XXVI We deny duty faith and duty repentance - these terms signifying that it is every man's duty spiritually and savingly to repent and believe... we reject the doctrine that men in a state of nature should be exhorted to believe in or turn to God....

XXIX While we believe that the gospel is to be preached in or proclaimed to all the world.... we deny offers of grace; that is to say, that the gospel is to be offered indiscriminately to all.

XXXII We believe that it would be unsafe, from the brief records we have of the way in which the apostles, under the immediate direction of the Lord, addressed their hearers in certain special cases and circumstances, to derive absolute and universal rules for ministerial addresses in the present day under widely- different circumstances...

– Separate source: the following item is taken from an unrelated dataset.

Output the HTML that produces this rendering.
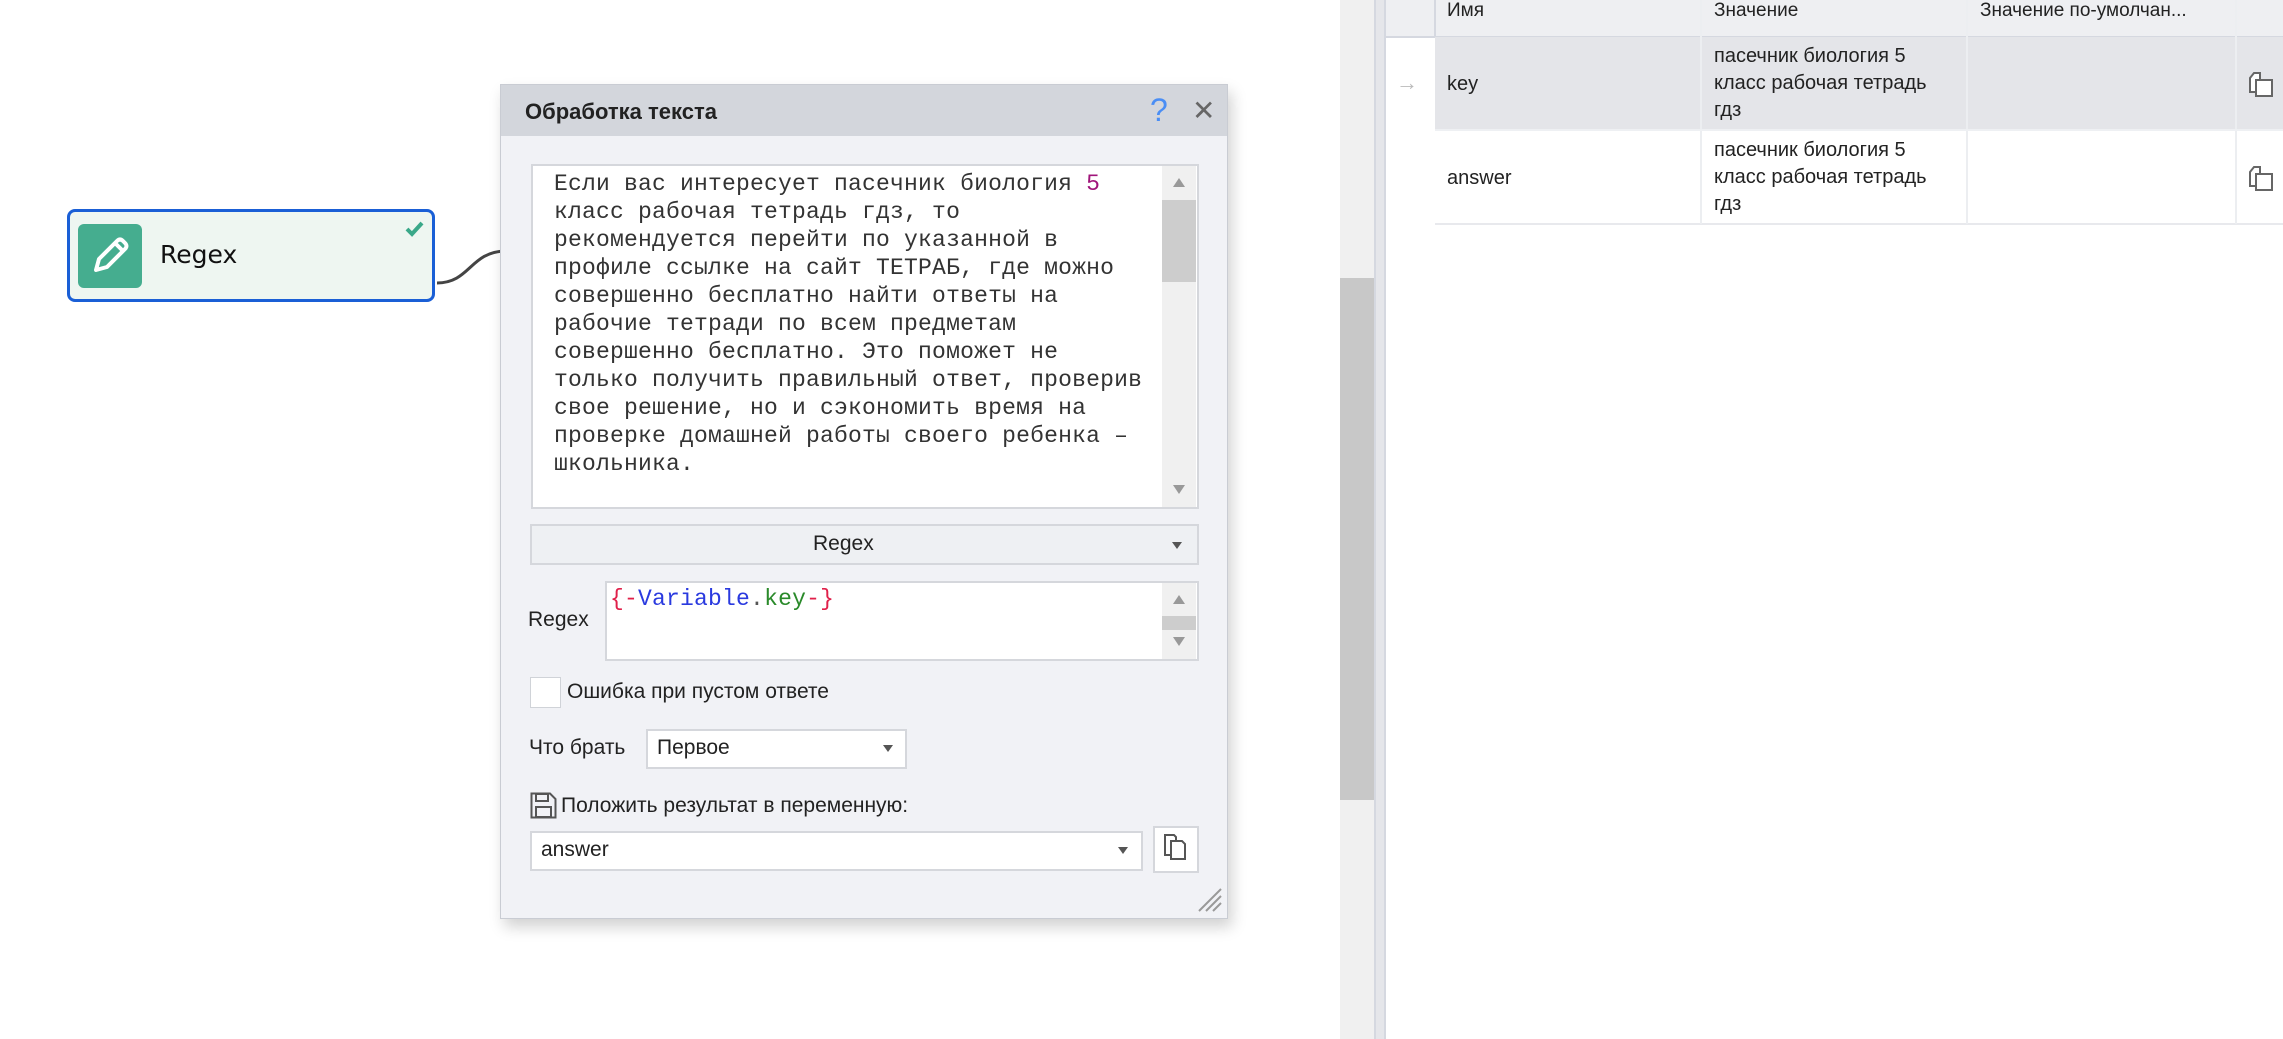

XXXIII Therefore, that for ministers in the present day to address unconverted persons, or indiscriminately all in a mixed congregation, calling upon them savingly to repent, believe, and receive Christ, or perform any other acts dependent upon the new creative power of the Holy Ghost, is, on the one hand, to imply creature power, and, on the other, to deny the doctrine of special redemption.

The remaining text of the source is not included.